A Florida Today article reports on a hearing by the Commerce, Justice, and Science subcommittee of the House Appropriations Committee on “The Place of NASA & NSF in the Overall Science Enterprise” (a hearing that, unfortunately, was neither webcast nor summarized by the subcommittee). At the hearing, Congressman Frank Wolf (R-VA) argued that a lack of a permanent administrator was hurting NASA in budget talks. The administration is making major budget decisions for the agency and “NASA needs to be at the table when these decisions are being made,” Wolf is quoted as saying.
If NASA was the only agency without confirmed new leadership (and if that leadership was really effective in negotiating budgets with the White House, a completely different issue), Wolf might have a point. However, many other federal agencies are at a similar disadvantage. As a front-page article in Wednesday’s Washington Post notes, intensified vetting and other delays have kept many appointees from being confirmed for various posts, with just 28 of 71 people “tapped” for positions having been confirmed, meaning that there are a lot of people in limbo, let alone those open positions like NASA administrator who yet to have a nominee. And nominations can be held up for reasons having nothing to do with the nominees themselves: the Post reported earlier this week that the nominations of OSTP director John Holdren and NOAA administrator Jane Lubchenco had been put on hold by Sen. Robert Menendez (D-NJ) “as leverage to get Senate leaders’ attention for a matter related to Cuba rather than questioning the nominees’ credentials”.

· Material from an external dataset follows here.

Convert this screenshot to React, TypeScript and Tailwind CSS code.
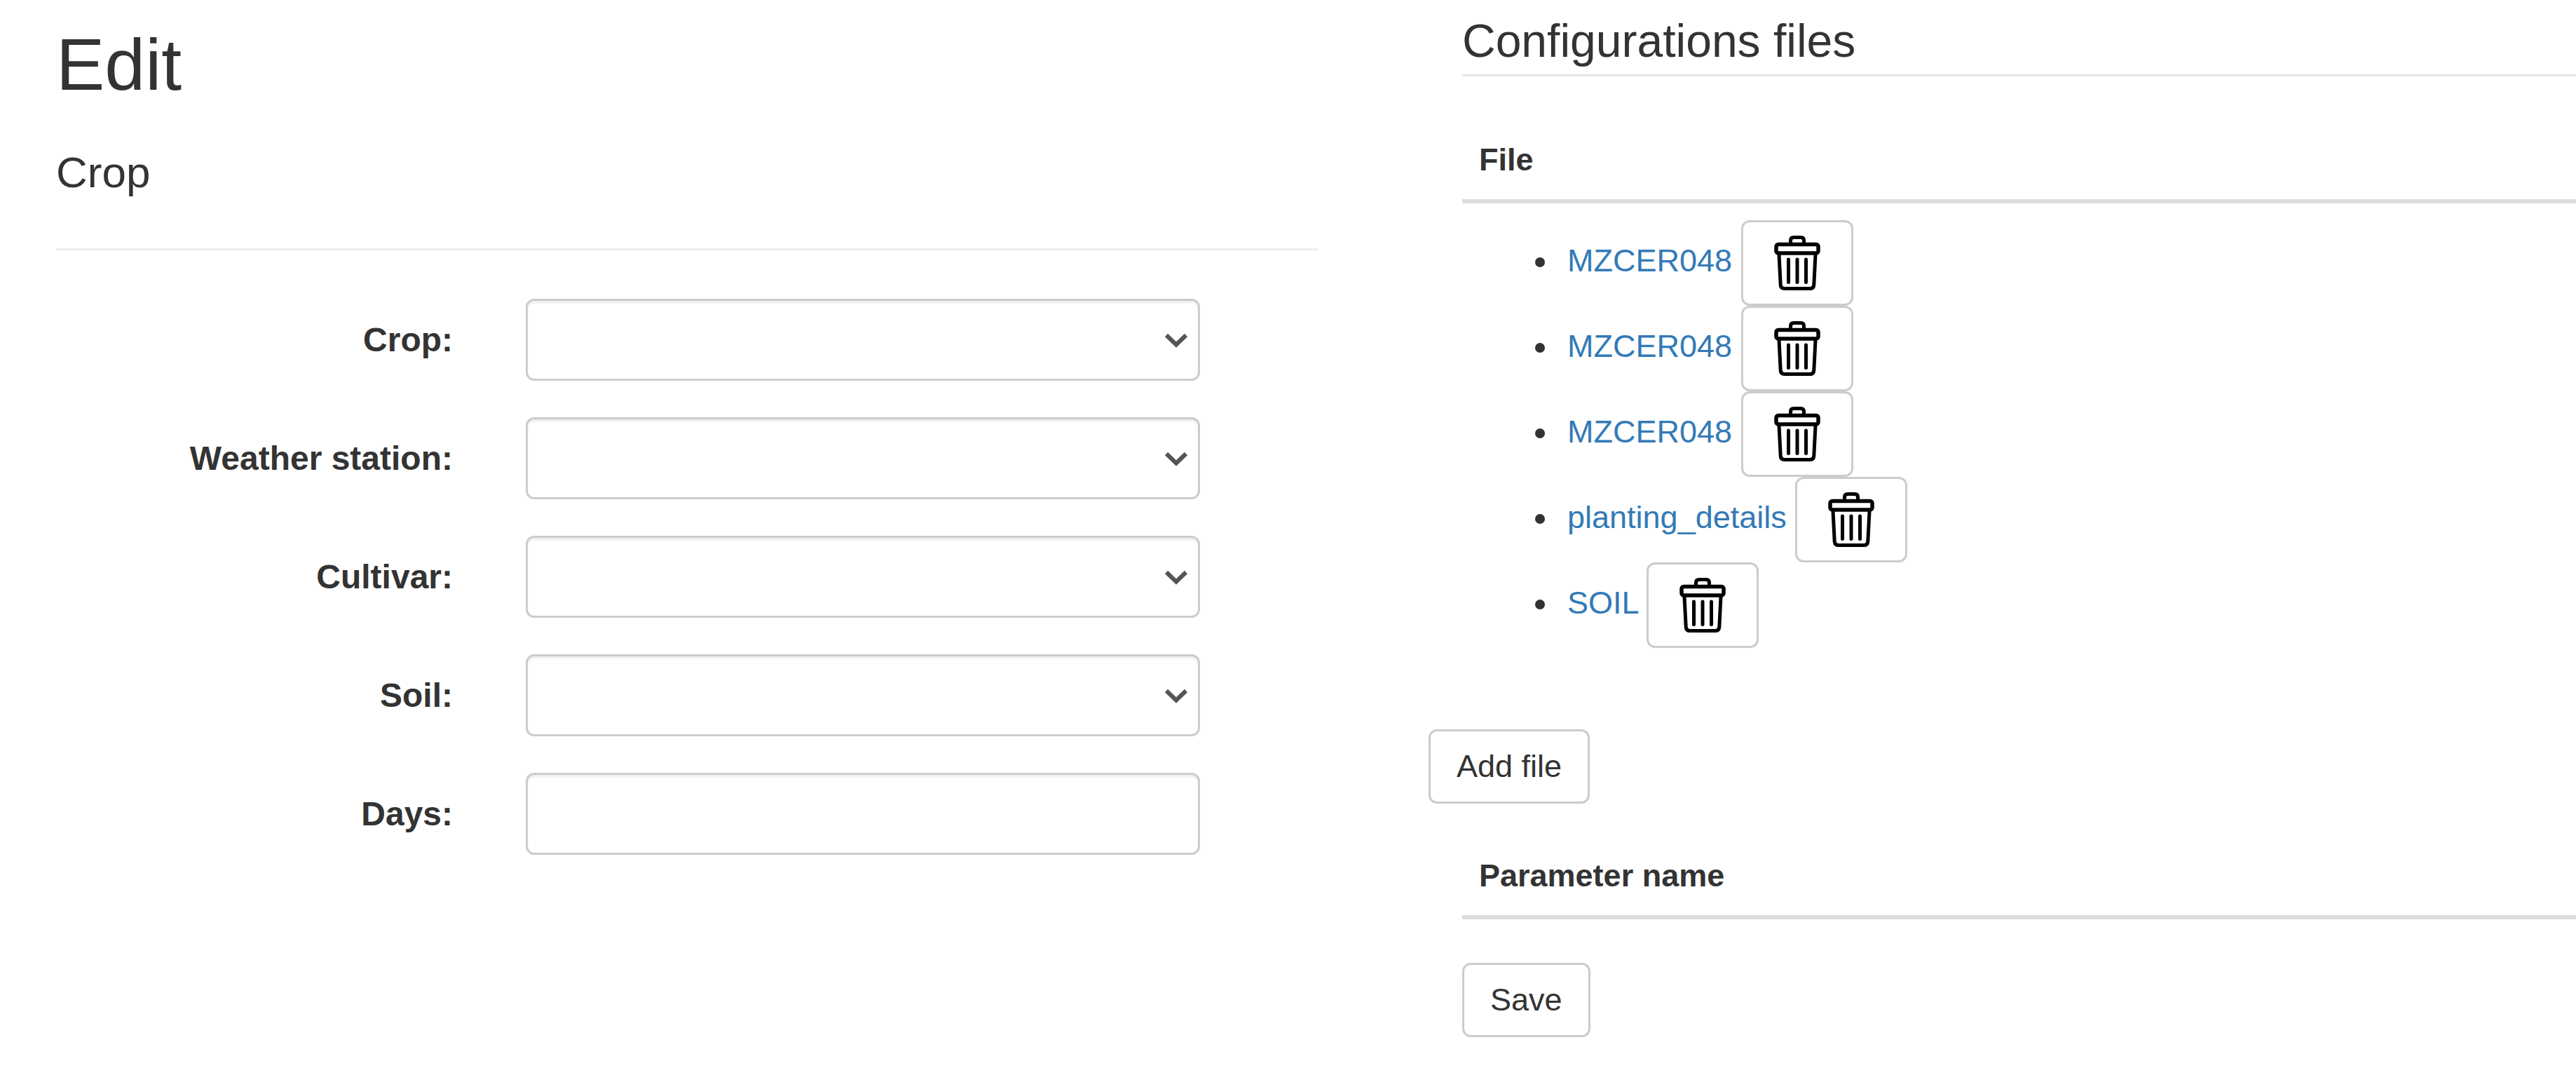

This also suggests that even if the Obama Administration nominated someone to be NASA administrator today, he or she would not be in office for some time: the Post article on the nomination delays stated that the average time from nomination to confirmation was 65 days. If the NASA administrator position hewed to that average, that would mean the administrator would not be in place until early May, well after the complete FY10 budget submission makes its way to Congress. However, NASA won’t be the only agency in the same situation.